» **GIVEN EXERCISE**: Repeat every line of the listing below exactly, minus the pictures.

Start of RAW DATA

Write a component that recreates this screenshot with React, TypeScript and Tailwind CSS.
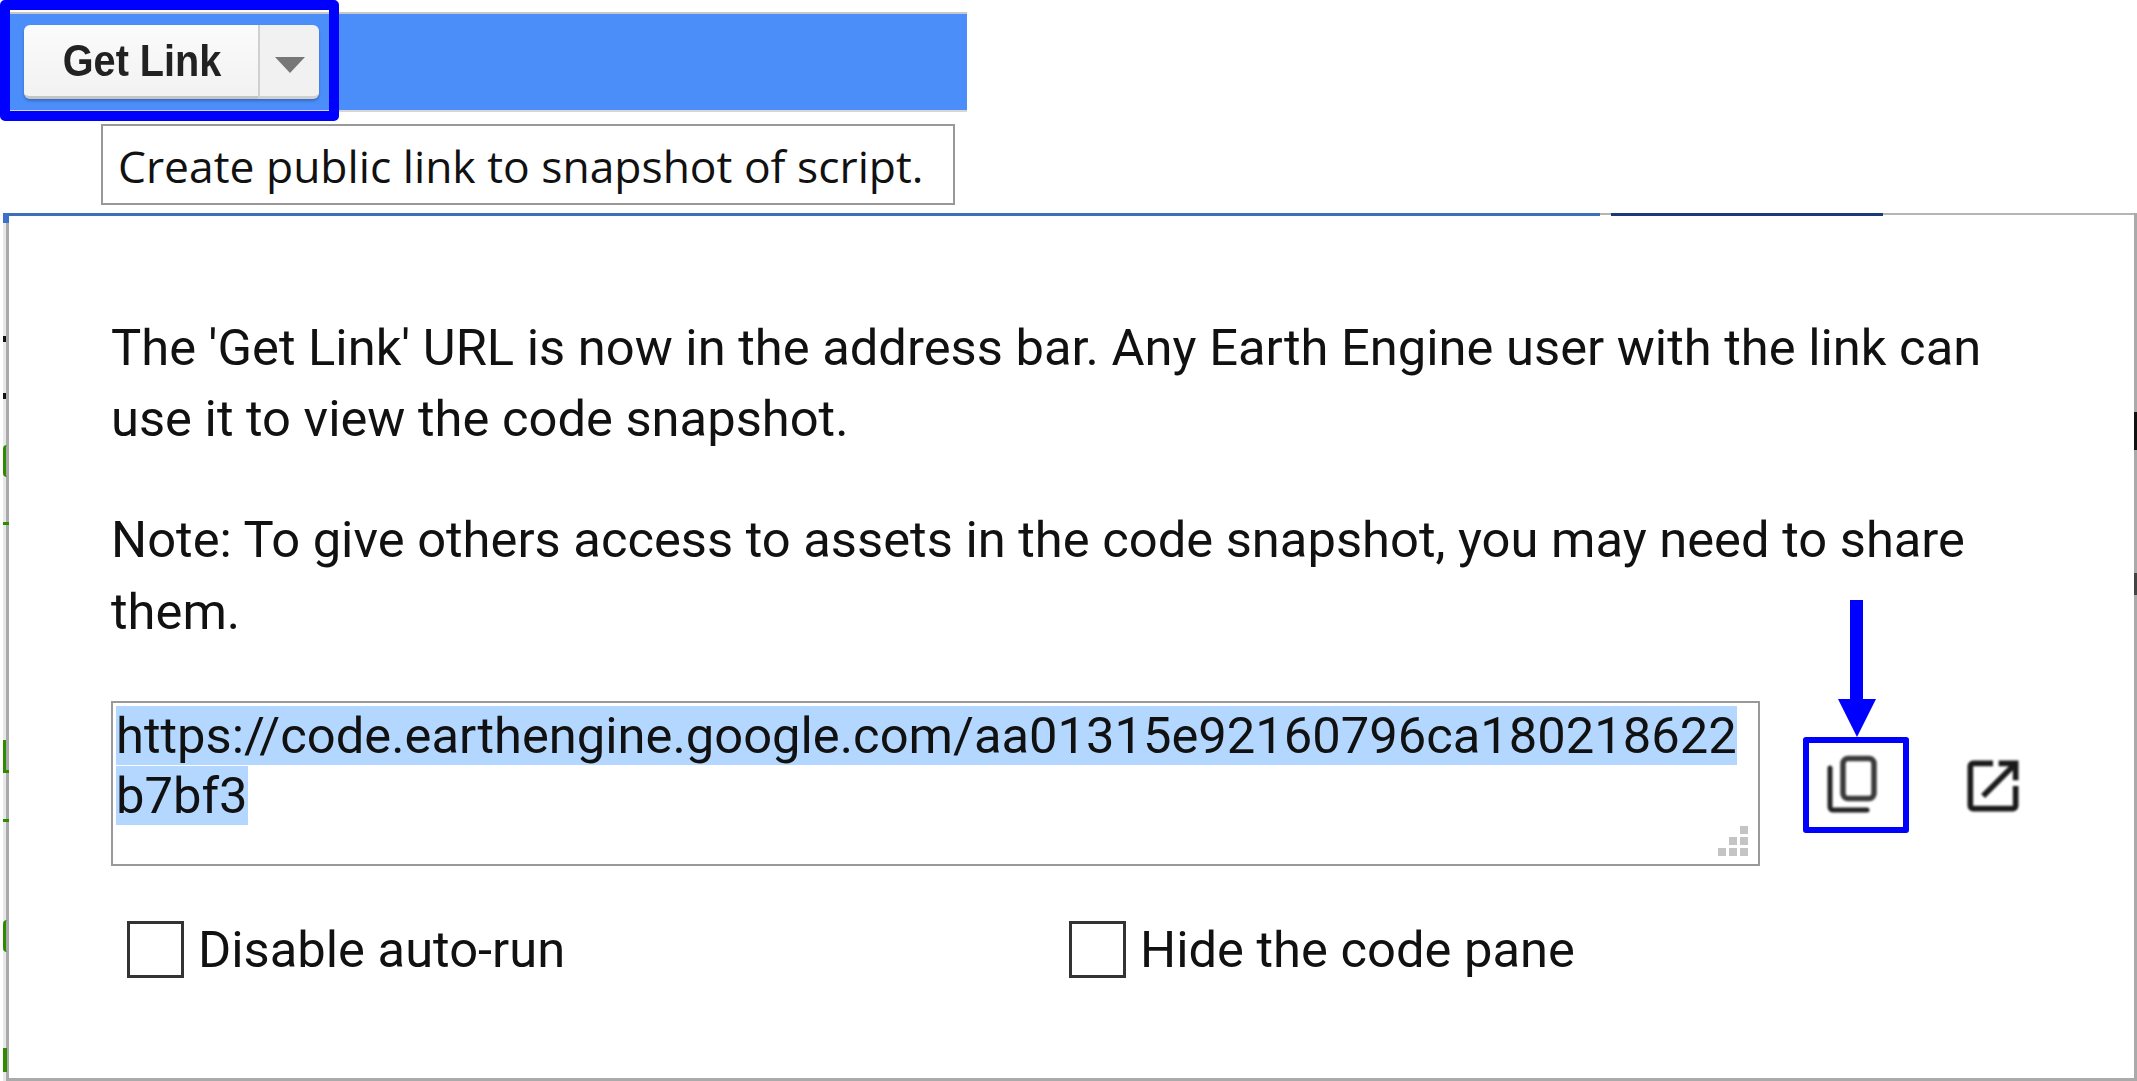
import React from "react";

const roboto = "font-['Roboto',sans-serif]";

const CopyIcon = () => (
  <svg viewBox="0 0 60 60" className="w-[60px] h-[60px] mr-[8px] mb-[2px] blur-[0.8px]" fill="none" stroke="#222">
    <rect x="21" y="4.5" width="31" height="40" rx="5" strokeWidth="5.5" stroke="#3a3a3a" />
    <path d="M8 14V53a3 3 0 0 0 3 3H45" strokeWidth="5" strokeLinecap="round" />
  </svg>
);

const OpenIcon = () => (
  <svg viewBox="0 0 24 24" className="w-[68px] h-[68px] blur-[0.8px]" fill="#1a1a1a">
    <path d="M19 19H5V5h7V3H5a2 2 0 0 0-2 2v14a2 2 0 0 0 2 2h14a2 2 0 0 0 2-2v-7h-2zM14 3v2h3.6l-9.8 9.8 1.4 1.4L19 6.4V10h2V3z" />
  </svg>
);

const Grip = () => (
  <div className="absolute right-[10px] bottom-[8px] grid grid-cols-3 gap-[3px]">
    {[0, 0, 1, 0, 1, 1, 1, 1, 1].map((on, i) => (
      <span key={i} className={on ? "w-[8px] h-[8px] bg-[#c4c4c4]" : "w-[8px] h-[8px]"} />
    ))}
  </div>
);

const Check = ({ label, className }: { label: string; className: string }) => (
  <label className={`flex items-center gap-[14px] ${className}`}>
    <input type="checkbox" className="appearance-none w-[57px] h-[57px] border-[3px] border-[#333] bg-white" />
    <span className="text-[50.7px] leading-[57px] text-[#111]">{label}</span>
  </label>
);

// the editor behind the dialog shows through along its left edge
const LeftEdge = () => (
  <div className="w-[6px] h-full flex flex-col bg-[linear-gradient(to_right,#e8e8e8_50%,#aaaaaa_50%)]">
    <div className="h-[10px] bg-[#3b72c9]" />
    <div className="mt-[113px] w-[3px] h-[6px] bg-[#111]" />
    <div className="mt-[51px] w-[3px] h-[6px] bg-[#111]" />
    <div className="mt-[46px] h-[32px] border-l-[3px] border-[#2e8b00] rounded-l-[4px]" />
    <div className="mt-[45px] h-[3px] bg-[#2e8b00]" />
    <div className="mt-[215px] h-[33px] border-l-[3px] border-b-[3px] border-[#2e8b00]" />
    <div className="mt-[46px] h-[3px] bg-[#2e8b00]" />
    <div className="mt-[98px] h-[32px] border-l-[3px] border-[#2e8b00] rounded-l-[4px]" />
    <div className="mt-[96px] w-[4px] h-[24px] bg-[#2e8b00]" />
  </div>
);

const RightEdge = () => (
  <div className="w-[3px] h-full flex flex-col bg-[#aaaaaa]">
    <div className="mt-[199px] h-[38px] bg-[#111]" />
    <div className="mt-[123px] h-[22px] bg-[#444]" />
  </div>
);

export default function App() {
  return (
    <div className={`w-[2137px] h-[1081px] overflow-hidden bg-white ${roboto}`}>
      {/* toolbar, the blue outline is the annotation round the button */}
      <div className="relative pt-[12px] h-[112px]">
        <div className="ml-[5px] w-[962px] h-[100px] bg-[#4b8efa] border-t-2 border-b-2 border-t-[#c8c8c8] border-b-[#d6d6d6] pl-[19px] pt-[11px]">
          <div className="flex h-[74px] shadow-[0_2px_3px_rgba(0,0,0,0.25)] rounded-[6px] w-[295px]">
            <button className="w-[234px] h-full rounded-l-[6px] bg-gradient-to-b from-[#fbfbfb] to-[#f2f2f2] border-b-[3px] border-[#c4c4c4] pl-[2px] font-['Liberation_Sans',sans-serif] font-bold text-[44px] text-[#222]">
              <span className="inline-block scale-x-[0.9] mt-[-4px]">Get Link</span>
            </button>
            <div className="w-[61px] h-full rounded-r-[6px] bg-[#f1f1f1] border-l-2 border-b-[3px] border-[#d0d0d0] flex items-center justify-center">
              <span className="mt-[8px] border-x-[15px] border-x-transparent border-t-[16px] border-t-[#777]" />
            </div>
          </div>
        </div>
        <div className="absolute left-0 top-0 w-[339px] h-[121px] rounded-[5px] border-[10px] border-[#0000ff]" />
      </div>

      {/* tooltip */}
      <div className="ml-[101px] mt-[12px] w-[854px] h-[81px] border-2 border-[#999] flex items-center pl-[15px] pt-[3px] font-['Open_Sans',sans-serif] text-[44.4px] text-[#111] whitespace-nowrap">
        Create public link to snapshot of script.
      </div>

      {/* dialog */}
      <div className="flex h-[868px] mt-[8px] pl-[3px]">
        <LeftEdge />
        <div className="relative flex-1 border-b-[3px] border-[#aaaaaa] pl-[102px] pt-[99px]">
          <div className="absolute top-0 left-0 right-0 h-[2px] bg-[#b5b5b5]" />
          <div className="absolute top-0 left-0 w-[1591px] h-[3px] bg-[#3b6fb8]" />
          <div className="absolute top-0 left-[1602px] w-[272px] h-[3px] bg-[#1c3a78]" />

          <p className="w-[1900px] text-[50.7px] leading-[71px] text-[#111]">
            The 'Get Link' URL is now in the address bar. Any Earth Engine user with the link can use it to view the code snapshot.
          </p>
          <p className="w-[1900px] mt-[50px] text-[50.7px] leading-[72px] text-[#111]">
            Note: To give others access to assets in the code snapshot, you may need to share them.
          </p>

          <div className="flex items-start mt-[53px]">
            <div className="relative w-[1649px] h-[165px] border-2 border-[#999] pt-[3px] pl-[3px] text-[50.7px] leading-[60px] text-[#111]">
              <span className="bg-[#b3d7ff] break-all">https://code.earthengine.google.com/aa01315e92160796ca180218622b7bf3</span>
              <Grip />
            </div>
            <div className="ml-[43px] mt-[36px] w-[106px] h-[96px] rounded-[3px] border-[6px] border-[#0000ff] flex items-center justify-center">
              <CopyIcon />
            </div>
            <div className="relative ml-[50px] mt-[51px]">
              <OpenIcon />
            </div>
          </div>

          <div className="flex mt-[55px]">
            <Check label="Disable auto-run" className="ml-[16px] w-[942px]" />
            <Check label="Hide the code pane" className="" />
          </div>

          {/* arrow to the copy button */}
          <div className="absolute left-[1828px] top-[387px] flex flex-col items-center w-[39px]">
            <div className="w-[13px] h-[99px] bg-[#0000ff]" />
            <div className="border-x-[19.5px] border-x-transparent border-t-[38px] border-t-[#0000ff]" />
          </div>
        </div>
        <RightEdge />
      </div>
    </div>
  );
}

End of RAW DATA

» **PROBLEM SOLUTION**:
Write a component that recreates this screenshot with React, TypeScript and Tailwind CSS.
import React from "react";

const roboto = "font-['Roboto',sans-serif]";

const CopyIcon = () => (
  <svg viewBox="0 0 60 60" className="w-[60px] h-[60px] mr-[8px] mb-[2px] blur-[0.8px]" fill="none" stroke="#222">
    <rect x="21" y="4.5" width="31" height="40" rx="5" strokeWidth="5.5" stroke="#3a3a3a" />
    <path d="M8 14V53a3 3 0 0 0 3 3H45" strokeWidth="5" strokeLinecap="round" />
  </svg>
);

const OpenIcon = () => (
  <svg viewBox="0 0 24 24" className="w-[68px] h-[68px] blur-[0.8px]" fill="#1a1a1a">
    <path d="M19 19H5V5h7V3H5a2 2 0 0 0-2 2v14a2 2 0 0 0 2 2h14a2 2 0 0 0 2-2v-7h-2zM14 3v2h3.6l-9.8 9.8 1.4 1.4L19 6.4V10h2V3z" />
  </svg>
);

const Grip = () => (
  <div className="absolute right-[10px] bottom-[8px] grid grid-cols-3 gap-[3px]">
    {[0, 0, 1, 0, 1, 1, 1, 1, 1].map((on, i) => (
      <span key={i} className={on ? "w-[8px] h-[8px] bg-[#c4c4c4]" : "w-[8px] h-[8px]"} />
    ))}
  </div>
);

const Check = ({ label, className }: { label: string; className: string }) => (
  <label className={`flex items-center gap-[14px] ${className}`}>
    <input type="checkbox" className="appearance-none w-[57px] h-[57px] border-[3px] border-[#333] bg-white" />
    <span className="text-[50.7px] leading-[57px] text-[#111]">{label}</span>
  </label>
);

// the editor behind the dialog shows through along its left edge
const LeftEdge = () => (
  <div className="w-[6px] h-full flex flex-col bg-[linear-gradient(to_right,#e8e8e8_50%,#aaaaaa_50%)]">
    <div className="h-[10px] bg-[#3b72c9]" />
    <div className="mt-[113px] w-[3px] h-[6px] bg-[#111]" />
    <div className="mt-[51px] w-[3px] h-[6px] bg-[#111]" />
    <div className="mt-[46px] h-[32px] border-l-[3px] border-[#2e8b00] rounded-l-[4px]" />
    <div className="mt-[45px] h-[3px] bg-[#2e8b00]" />
    <div className="mt-[215px] h-[33px] border-l-[3px] border-b-[3px] border-[#2e8b00]" />
    <div className="mt-[46px] h-[3px] bg-[#2e8b00]" />
    <div className="mt-[98px] h-[32px] border-l-[3px] border-[#2e8b00] rounded-l-[4px]" />
    <div className="mt-[96px] w-[4px] h-[24px] bg-[#2e8b00]" />
  </div>
);

const RightEdge = () => (
  <div className="w-[3px] h-full flex flex-col bg-[#aaaaaa]">
    <div className="mt-[199px] h-[38px] bg-[#111]" />
    <div className="mt-[123px] h-[22px] bg-[#444]" />
  </div>
);

export default function App() {
  return (
    <div className={`w-[2137px] h-[1081px] overflow-hidden bg-white ${roboto}`}>
      {/* toolbar, the blue outline is the annotation round the button */}
      <div className="relative pt-[12px] h-[112px]">
        <div className="ml-[5px] w-[962px] h-[100px] bg-[#4b8efa] border-t-2 border-b-2 border-t-[#c8c8c8] border-b-[#d6d6d6] pl-[19px] pt-[11px]">
          <div className="flex h-[74px] shadow-[0_2px_3px_rgba(0,0,0,0.25)] rounded-[6px] w-[295px]">
            <button className="w-[234px] h-full rounded-l-[6px] bg-gradient-to-b from-[#fbfbfb] to-[#f2f2f2] border-b-[3px] border-[#c4c4c4] pl-[2px] font-['Liberation_Sans',sans-serif] font-bold text-[44px] text-[#222]">
              <span className="inline-block scale-x-[0.9] mt-[-4px]">Get Link</span>
            </button>
            <div className="w-[61px] h-full rounded-r-[6px] bg-[#f1f1f1] border-l-2 border-b-[3px] border-[#d0d0d0] flex items-center justify-center">
              <span className="mt-[8px] border-x-[15px] border-x-transparent border-t-[16px] border-t-[#777]" />
            </div>
          </div>
        </div>
        <div className="absolute left-0 top-0 w-[339px] h-[121px] rounded-[5px] border-[10px] border-[#0000ff]" />
      </div>

      {/* tooltip */}
      <div className="ml-[101px] mt-[12px] w-[854px] h-[81px] border-2 border-[#999] flex items-center pl-[15px] pt-[3px] font-['Open_Sans',sans-serif] text-[44.4px] text-[#111] whitespace-nowrap">
        Create public link to snapshot of script.
      </div>

      {/* dialog */}
      <div className="flex h-[868px] mt-[8px] pl-[3px]">
        <LeftEdge />
        <div className="relative flex-1 border-b-[3px] border-[#aaaaaa] pl-[102px] pt-[99px]">
          <div className="absolute top-0 left-0 right-0 h-[2px] bg-[#b5b5b5]" />
          <div className="absolute top-0 left-0 w-[1591px] h-[3px] bg-[#3b6fb8]" />
          <div className="absolute top-0 left-[1602px] w-[272px] h-[3px] bg-[#1c3a78]" />

          <p className="w-[1900px] text-[50.7px] leading-[71px] text-[#111]">
            The 'Get Link' URL is now in the address bar. Any Earth Engine user with the link can use it to view the code snapshot.
          </p>
          <p className="w-[1900px] mt-[50px] text-[50.7px] leading-[72px] text-[#111]">
            Note: To give others access to assets in the code snapshot, you may need to share them.
          </p>

          <div className="flex items-start mt-[53px]">
            <div className="relative w-[1649px] h-[165px] border-2 border-[#999] pt-[3px] pl-[3px] text-[50.7px] leading-[60px] text-[#111]">
              <span className="bg-[#b3d7ff] break-all">https://code.earthengine.google.com/aa01315e92160796ca180218622b7bf3</span>
              <Grip />
            </div>
            <div className="ml-[43px] mt-[36px] w-[106px] h-[96px] rounded-[3px] border-[6px] border-[#0000ff] flex items-center justify-center">
              <CopyIcon />
            </div>
            <div className="relative ml-[50px] mt-[51px]">
              <OpenIcon />
            </div>
          </div>

          <div className="flex mt-[55px]">
            <Check label="Disable auto-run" className="ml-[16px] w-[942px]" />
            <Check label="Hide the code pane" className="" />
          </div>

          {/* arrow to the copy button */}
          <div className="absolute left-[1828px] top-[387px] flex flex-col items-center w-[39px]">
            <div className="w-[13px] h-[99px] bg-[#0000ff]" />
            <div className="border-x-[19.5px] border-x-transparent border-t-[38px] border-t-[#0000ff]" />
          </div>
        </div>
        <RightEdge />
      </div>
    </div>
  );
}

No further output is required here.